YI YI (A ONE AND A TWO) A film review by Jonathan Curiel Copyright 2001 filmcritic.com filmcritic.com
It wasn't fair. For more than 10 years, Taiwanese director Edward Yang made movies that were runaway hits in Asia and at festivals around the world, but the films weren't released commercially in the United States. With Yi Yi, that's all changed, and the only question now is, "What took so long?"
Nearly everything about Yi Yi is odd and wonderful. The movie revolves around a middle-class family in Taipei struggling with everyday life. The main character is an uptight businessman named NJ whose company faces bankruptcy. His wife is a delicate woman who breaks down when her mother suffers a stroke. The family's youngest member, a precocious 10-year-old boy, is preoccupied with photographing the backs of people's heads. And the boy's sister is a student musician who falls for the wrong guy.
What makes Yi Yi special are its small details and absurd plot twists. At his brother-in-law's wedding, NJ (played with understated brilliance by Wu Nienjen) runs into a former girlfriend, who yells at him for deserting their relationship 20 years earlier. NJ wants to reconcile with his beautiful ex, but she is married, and he is a family man. Guilt-ridden and stressed by work, NJ finds refuge in the music of Bob Dylan and other artists, listening to their songs on headphones while figuring out what to do next. After spending one night in a karaoke bar, he gets the courage to call his old flame (aided by alcohol and the advice of a wise Japanese game designer) and is soon flying to Tokyo to get his "second chance" at love.
Yi Yi, which opens with a wedding and ends with a death, isn't for everyone. For moviegoers who need Hollywood stars, car chases, shootings, and dramatic sexual posturing to stir their cinematic pulse, the movie will seem like a long, boring waste of time. Can you name another film that lingers forever on a cloudy sky and the sound of wind? And what other recent film outside the oeuvre of Jim Carrey has used urination as a transition device? Yi Yi is poetic and crude, literary and streetwise, serious and funny. It is an international hit in the best sense of the term, winning Yang the best director prize at Cannes and the top honor from the National Society of Film Critics in New York. (Yi Yi beat out Traffic for this recent U.S. award.)
Music is a fundamental part of Yi Yi. For the English translation of the movie's title, Yang chose A One and a Two as a nod to the saying uttered by jazz musicians. "(It's) to signify that what's following the title is not something tense, or heavy or stressful," Yang told an interviewer. "Life should be like a jazzy tune."

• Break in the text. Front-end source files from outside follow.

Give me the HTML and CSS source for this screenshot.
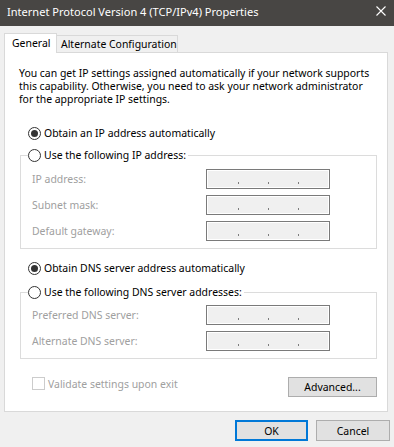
FILE: index.html
```html
<!DOCTYPE html>
<html lang="en">
<head>
    <meta charset="UTF-8">
    <meta name="viewport" content="width=device-width, initial-scale=1.0">
    <title>Internet Protocol Version 4 (TCP/IPv4) Properties</title>
    <link rel="stylesheet" href="styles.css">
</head>
<body>
<div class="window">
    <div class="title-bar">
        <span class="title-text">Internet Protocol Version 4 (TCP/IPv4) Properties</span>
        <svg class="close-icon" width="10" height="10" viewBox="0 0 10 10">
            <path d="M0.5 0.5 L9.5 9.5 M9.5 0.5 L0.5 9.5" stroke="#ffffff" stroke-width="1.1" fill="none"/>
        </svg>
    </div>

    <div class="dialog">
        <div class="tabs">
            <div class="tab active">General</div>
            <div class="tab">Alternate Configuration</div>
        </div>

        <div class="panel">
            <p class="intro">You can get IP settings assigned automatically if your network supports<br>this capability. Otherwise, you need to ask your network administrator<br>for the appropriate IP settings.</p>

            <div class="radio-row auto-ip"><span class="radio checked"></span>Obtain an IP address automatically</div>

            <fieldset class="group ip-group">
                <legend><span class="radio-row"><span class="radio"></span>Use the following IP address:</span></legend>
                <div class="field-row">
                    <span class="field-label">IP address:</span>
                    <span class="ip-box"><i></i><i></i><i></i></span>
                </div>
                <div class="field-row">
                    <span class="field-label">Subnet mask:</span>
                    <span class="ip-box"><i></i><i></i><i></i></span>
                </div>
                <div class="field-row">
                    <span class="field-label">Default gateway:</span>
                    <span class="ip-box"><i></i><i></i><i></i></span>
                </div>
            </fieldset>

            <div class="radio-row auto-dns"><span class="radio checked"></span>Obtain DNS server address automatically</div>

            <fieldset class="group dns-group">
                <legend><span class="radio-row"><span class="radio"></span>Use the following DNS server addresses:</span></legend>
                <div class="field-row">
                    <span class="field-label">Preferred DNS server:</span>
                    <span class="ip-box"><i></i><i></i><i></i></span>
                </div>
                <div class="field-row">
                    <span class="field-label">Alternate DNS server:</span>
                    <span class="ip-box"><i></i><i></i><i></i></span>
                </div>
            </fieldset>

            <div class="bottom-row">
                <span class="check-row"><span class="checkbox"></span>Validate settings upon exit</span>
                <button class="btn advanced">Advanced...</button>
            </div>
        </div>

        <div class="footer">
            <button class="btn ok">OK</button>
            <button class="btn cancel">Cancel</button>
        </div>
    </div>
</div>
</body>
</html>
```

FILE: styles.css
```css
body {
    margin: 0;
    font-family: "Noto Sans", sans-serif;
    font-size: 10.45px;
    color: #000;
    background: #f0f0f0;
}

.window {
    width: 394px;
    height: 447px;
    background: #f0f0f0;
    overflow: hidden;
}

.title-bar {
    height: 26px;
    background: #484644;
    color: #fff;
    display: flex;
    justify-content: space-between;
    padding: 0 8px 0 7px;
    box-sizing: border-box;
}

.title-text {
    line-height: 24px;
    font-size: 11.05px;
}

.close-icon {
    margin-top: 6px;
}

.dialog {
    padding: 7px 4px 0 4px;
}

.tabs {
    display: flex;
    align-items: flex-start;
    height: 20px;
    margin-bottom: -1px;
    position: relative;
    z-index: 1;
}

.tab {
    box-sizing: border-box;
    border: 1px solid #d9d9d9;
    border-bottom: none;
    background: #f0f0f0;
    white-space: nowrap;
}

.tab.active {
    width: 53px;
    height: 20px;
    background: #fff;
    padding-left: 7px;
    line-height: 18px;
}

.tab:not(.active) {
    width: 122px;
    height: 17px;
    margin-top: 2px;
    margin-left: -1px;
    padding-left: 4px;
    line-height: 17px;
}

.panel {
    width: 384px;
    height: 360px;
    box-sizing: border-box;
    background: #fff;
    border: 1px solid #d9d9d9;
    padding: 0 0 0 15px;
}

.intro {
    margin: 14px 0 0 -1px;
    line-height: 13px;
    white-space: nowrap;
}

.radio-row {
    display: flex;
    align-items: center;
    height: 15px;
    line-height: 15px;
    white-space: nowrap;
}

.radio {
    width: 13px;
    height: 13px;
    box-sizing: border-box;
    border: 1px solid #333;
    border-radius: 50%;
    background: #fff;
    margin-right: 3px;
    position: relative;
}

.radio.checked::after {
    content: "";
    position: absolute;
    left: 2px;
    top: 2px;
    width: 7px;
    height: 7px;
    border-radius: 50%;
    background: #333;
}

.auto-ip {
    margin: 20px 0 0 8px;
}

.auto-dns {
    margin: 12px 0 0 8px;
}

.group {
    width: 357px;
    box-sizing: border-box;
    margin: 7px 0 0 0;
    padding: 6px 0 7px 11px;
    border: 1px solid #dcdcdc;
}

.dns-group {
    margin-top: 9px;
    padding-top: 5px;
}

.group legend {
    padding: 0 2px 0 0;
    margin-left: -4px;
}

.field-row {
    display: flex;
    align-items: center;
    height: 20px;
    margin-top: 6px;
}

.field-row:first-of-type {
    margin-top: 0;
}

.field-label {
    width: 174px;
    color: #a0a0a0;
}

.ip-box {
    width: 124px;
    height: 20px;
    box-sizing: border-box;
    border: 1px solid #7a7a7a;
    box-shadow: inset 0 0 0 1px #fff;
    background: #f0f0f0;
    display: flex;
    justify-content: center;
    align-items: flex-end;
    gap: 29px;
    padding-bottom: 4px;
}

.ip-box i {
    display: block;
    width: 1px;
    height: 2px;
    background: #7d7d7d;
}

.bottom-row {
    width: 357px;
    display: flex;
    justify-content: space-between;
    align-items: flex-start;
    margin-top: 18px;
}

.check-row {
    display: flex;
    align-items: center;
    margin-left: 12px;
    height: 13px;
    color: #a0a0a0;
}

.checkbox {
    width: 13px;
    height: 13px;
    box-sizing: border-box;
    border: 1px solid #cccccc;
    background: #fff;
    margin-right: 3px;
}

.btn {
    font-family: inherit;
    font-size: inherit;
    color: #000;
    background: #e1e1e1;
    border: 1px solid #adadad;
    padding: 0;
    margin: 0;
    box-sizing: border-box;
}

.advanced {
    width: 89px;
    height: 20px;
}

.footer {
    display: flex;
    justify-content: flex-end;
    gap: 8px;
    margin-top: 8px;
}

.ok {
    width: 73px;
    height: 21px;
    border: 2px solid #0078d7;
}

.cancel {
    width: 74px;
    height: 21px;
}
```
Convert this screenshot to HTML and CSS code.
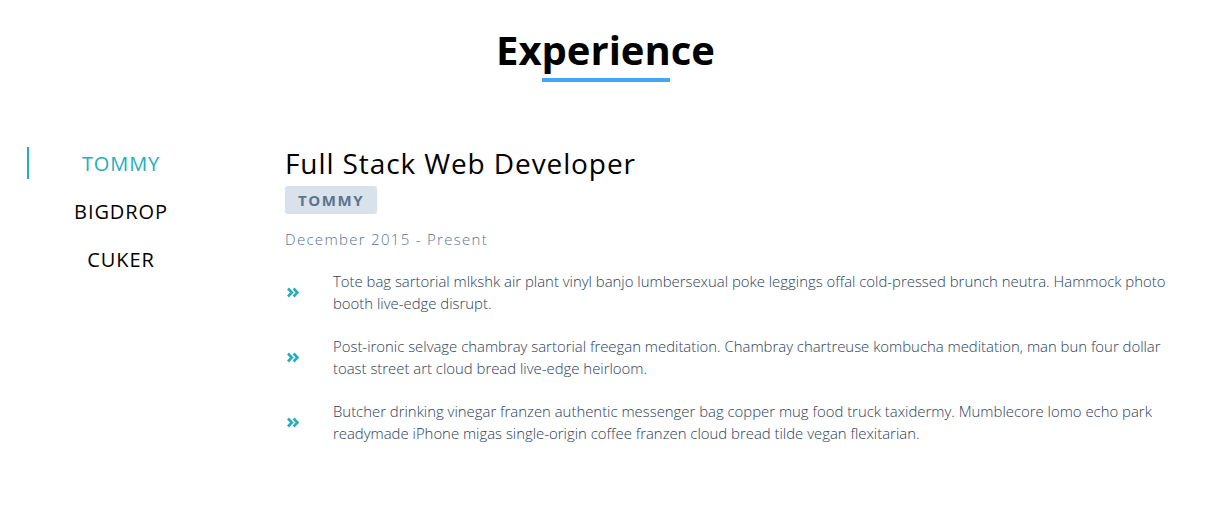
FILE: index.html
```html
<!DOCTYPE html>
<html>
<head>
<meta charset="utf-8">
<link rel="stylesheet" href="styles.css">
</head>
<body>
<section class="experience">
  <header class="section-head">
    <h1 class="section-title">Experience</h1>
    <div class="title-bar"></div>
  </header>
  <div class="exp-body">
    <nav class="tabs">
      <div class="tab active">TOMMY</div>
      <div class="tab">BIGDROP</div>
      <div class="tab">CUKER</div>
    </nav>
    <div class="job">
      <h2 class="job-title">Full Stack Web Developer</h2>
      <span class="badge">TOMMY</span>
      <div class="date">December 2015 - Present</div>
      <ul class="duties">
        <li><span class="chev"><svg width="12" height="11" viewBox="0 0 12 11"><path d="M1 1.5 L4.8 5.5 L1 9.5 M6.6 1.5 L10.4 5.5 L6.6 9.5" fill="none" stroke="currentColor" stroke-width="2.6"/></svg></span><p>Tote bag sartorial mlkshk air plant vinyl banjo lumbersexual poke leggings offal cold-pressed brunch neutra. Hammock photo booth live-edge disrupt.</p></li>
        <li><span class="chev"><svg width="12" height="11" viewBox="0 0 12 11"><path d="M1 1.5 L4.8 5.5 L1 9.5 M6.6 1.5 L10.4 5.5 L6.6 9.5" fill="none" stroke="currentColor" stroke-width="2.6"/></svg></span><p>Post-ironic selvage chambray sartorial freegan meditation. Chambray chartreuse kombucha meditation, man bun four dollar toast street art cloud bread live-edge heirloom.</p></li>
        <li><span class="chev"><svg width="12" height="11" viewBox="0 0 12 11"><path d="M1 1.5 L4.8 5.5 L1 9.5 M6.6 1.5 L10.4 5.5 L6.6 9.5" fill="none" stroke="currentColor" stroke-width="2.6"/></svg></span><p>Butcher drinking vinegar franzen authentic messenger bag copper mug food truck taxidermy. Mumblecore lomo echo park readymade iPhone migas single-origin coffee franzen cloud bread tilde vegan flexitarian.</p></li>
      </ul>
    </div>
  </div>
</section>
</body>
</html>
```

FILE: styles.css
```css
* { box-sizing: border-box; }
body {
  margin: 0;
  background: #fff;
  font-family: "Open Sans", "Noto Sans", sans-serif;
  color: #000;
}
.experience { padding-top: 24px; }
.section-head {
  display: flex;
  flex-direction: column;
  align-items: center;
  padding-right: 6px;
}
.section-title {
  margin: 0;
  font-size: 40px;
  font-weight: 700;
  letter-spacing: 0;
  line-height: 52px;
}
.title-bar {
  width: 128px;
  height: 4px;
  background: #42a5f5;
  margin-top: 2px;
}
.exp-body {
  display: flex;
  margin-top: 64px;
  padding-left: 27px;
}
.tabs {
  width: 186px;
  flex: none;
  display: flex;
  flex-direction: column;
  padding-top: 1px;
}
.tab {
  height: 32px;
  line-height: 33px;
  text-align: center;
  font-size: 20px;
  letter-spacing: 0.9px;
  margin-bottom: 16px;
  border-left: 2px solid transparent;
}
.tab.active {
  color: #25adbd;
  border-left-color: #25adbd;
}
.job {
  margin-left: 72px;
  width: 900px;
}
.job-title {
  margin: 0;
  font-size: 28px;
  font-weight: 400;
  letter-spacing: 0.9px;
  line-height: 34px;
}
.badge {
  display: inline-block;
  margin-top: 6px;
  padding: 0 13px;
  height: 28px;
  line-height: 29px;
  background: #d9e1ea;
  border-radius: 3px;
  color: #5b7591;
  font-weight: 700;
  font-size: 15px;
  letter-spacing: 1.6px;
}
.date {
  margin-top: 14px;
  font-size: 15px;
  font-weight: 300;
  letter-spacing: 1.3px;
  color: #58749a;
  line-height: 22px;
}
.duties {
  list-style: none;
  margin: 20px 0 0;
  padding: 0;
}
.duties li {
  display: flex;
  align-items: center;
  margin-bottom: 21px;
}
.chev {
  width: 48px;
  flex: none;
  color: #25adbd;
  display: flex;
  padding-left: 2px;
}
.duties p {
  margin: 0;
  font-size: 14.9px;
  font-weight: 300;
  line-height: 22px;
  color: #2c405a;
}
```
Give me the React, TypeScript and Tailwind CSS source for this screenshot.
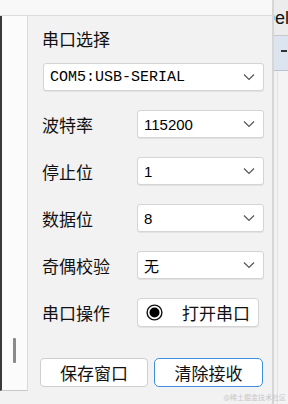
import React from 'react'

const cjk = { fontFamily: '"Noto Sans CJK SC", "Noto Sans", sans-serif' }

function Chevron() {
  return (
    <svg width="12" height="8" viewBox="0 0 12 8" className="shrink-0">
      <polyline points="1,1.5 6,6.5 11,1.5" fill="none" stroke="#555" strokeWidth="1.2" />
    </svg>
  )
}

type ComboProps = {
  value: string
  mono?: boolean
  cjkValue?: boolean
  className?: string
}

function Combo({ value, mono, cjkValue, className }: ComboProps) {
  const font = mono
    ? { fontFamily: '"Liberation Mono", monospace' }
    : cjkValue
      ? cjk
      : { fontFamily: '"Liberation Sans", sans-serif' }
  return (
    <div
      className={`flex items-center justify-between h-[28px] bg-white border border-[#d4d4d4] rounded-[3px] pl-[6px] pr-[8px] shadow-[0_1px_0_#e2e2e2] ${className ?? ''}`}
    >
      <span className="text-[15px] text-black leading-none" style={font}>
        {value}
      </span>
      <Chevron />
    </div>
  )
}

function Row({ label, children }: { label: string; children: React.ReactNode }) {
  return (
    <div className="flex items-center h-[28px]">
      <span className="w-[95px] text-[17px] text-[#111] leading-none" style={cjk}>
        {label}
      </span>
      {children}
    </div>
  )
}

export default function App() {
  const rows = [
    { label: '波特率', value: '115200' },
    { label: '停止位', value: '1' },
    { label: '数据位', value: '8' },
    { label: '奇偶校验', value: '无', cjkValue: true },
  ]

  return (
    <div className="relative flex w-[288px] h-[404px] bg-[#f2f2f2] overflow-hidden">
      {/* Left column: top strip + side panel + settings */}
      <div className="flex flex-col w-[272px]">
        <div className="h-[16px] bg-[#f8f8f8] border-b border-[#dcdcdc]" />
        <div className="flex flex-1">
          {/* side panel */}
          <div className="flex flex-col w-[28px] h-[375px]">
            <div className="flex flex-1 border-l-2 border-[#3a3a3a] border-r border-r-[#dadada] border-b border-b-[#c8c8c8] bg-[#fbfbfb]">
              <div className="flex flex-col justify-end pb-[27px] pl-[11px]">
                <div className="w-[3px] h-[25px] bg-[#8a8a8a] rounded-[1px]" />
              </div>
            </div>
          </div>

          {/* settings */}
          <div className="flex flex-col flex-1 pl-[14px] pr-[8px]">
            <div className="mt-[8px] h-[28px] flex items-center text-[17px] text-[#111] leading-none" style={cjk}>
              串口选择
            </div>
            <Combo value="COM5:USB-SERIAL" mono className="mt-[11px] ml-[1px]" />

            <div className="flex flex-col gap-[19px] mt-[19px]">
              {rows.map(r => (
                <Row key={r.label} label={r.label}>
                  <Combo value={r.value} cjkValue={r.cjkValue} className="w-[127px]" />
                </Row>
              ))}
              <Row label="串口操作">
                <div className="flex items-center w-[122px] h-[29px] bg-white border border-[#d4d4d4] rounded-[4px] pl-[8px] gap-[19px] shadow-[0_1px_0_#e2e2e2]">
                  <svg width="17" height="17" viewBox="0 0 17 17">
                    <circle cx="8.5" cy="8.5" r="7.4" fill="white" stroke="#111" strokeWidth="1.4" />
                    <circle cx="8.5" cy="8.5" r="5" fill="#000" />
                  </svg>
                  <span className="text-[17px] text-[#111] leading-none" style={cjk}>
                    打开串口
                  </span>
                </div>
              </Row>
            </div>

            <div className="flex gap-[6px] mt-[32px] -ml-[2px]">
              <button
                className="w-[108px] h-[29px] bg-white border border-[#cfcfcf] rounded-[4px] text-[17px] text-[#111] leading-none"
                style={cjk}
              >
                保存窗口
              </button>
              <button
                className="w-[109px] h-[29px] bg-white border-[1.5px] border-[#3d8fe0] rounded-[5px] text-[17px] text-[#111] leading-none"
                style={cjk}
              >
                清除接收
              </button>
            </div>
          </div>
        </div>
      </div>

      {/* Right strip: neighbouring window, clipped */}
      <div className="flex flex-col w-[16px] border-l-2 border-[#d6d6d6]">
        <div className="h-[36px] bg-[#ececec] border-b border-[#c9c9c9] overflow-hidden flex items-center">
          <span className="shrink-0 text-[18px] text-[#111] leading-none -ml-[12px]" style={{ fontFamily: '"Liberation Sans", sans-serif' }}>
            Del
          </span>
        </div>
        <div className="h-[35px] bg-[#dbe4ef] border-b border-[#b9c4d2] flex justify-end pt-[14px] pr-[1px]">
          <div className="w-[6px] h-[2px] bg-[#333]" />
        </div>
        <div className="flex-1 bg-[#f4f4f4] border-l border-[#e2e2e2] ml-[3px]" />
      </div>

      {/* watermark */}
      <span
        className="absolute right-[2px] bottom-[3px] text-[7px] text-[#c8c8c8] leading-none"
        style={cjk}
      >
        @稀土掘金技术社区
      </span>
    </div>
  )
}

If I had qualms with Yi Yi, it was with the film's first half-hour, when so many characters were introduced at such a dizzying pace, it was hard to keep track of developments and who was with whom. Schmaltzy opening music also detracted from the film, but in the big picture, these are just quibbles.
Yang, whose best-known previous work is A Brighter Summer Day, is 53 years old. With the critical success of Yi Yi, he has received more offers to make films in the United States. Perhaps he'll follow in the footsteps of Ang Lee (Crouching Tiger, Hidden Dragon), Taiwan's most successful director, who has already made the transition from China to the West. Yang himself is no stranger to America. Born in Shanghai and raised in Taipei, he studied in Los Angeles at USC film school, dropping out after one semester to work as a computer and systems designer in Seattle. Yi Yi is full of references to U.S. culture. The film's mix of East and West and its urban setting are two more reasons Yi Yi may seem relatively familiar to new audiences in North America.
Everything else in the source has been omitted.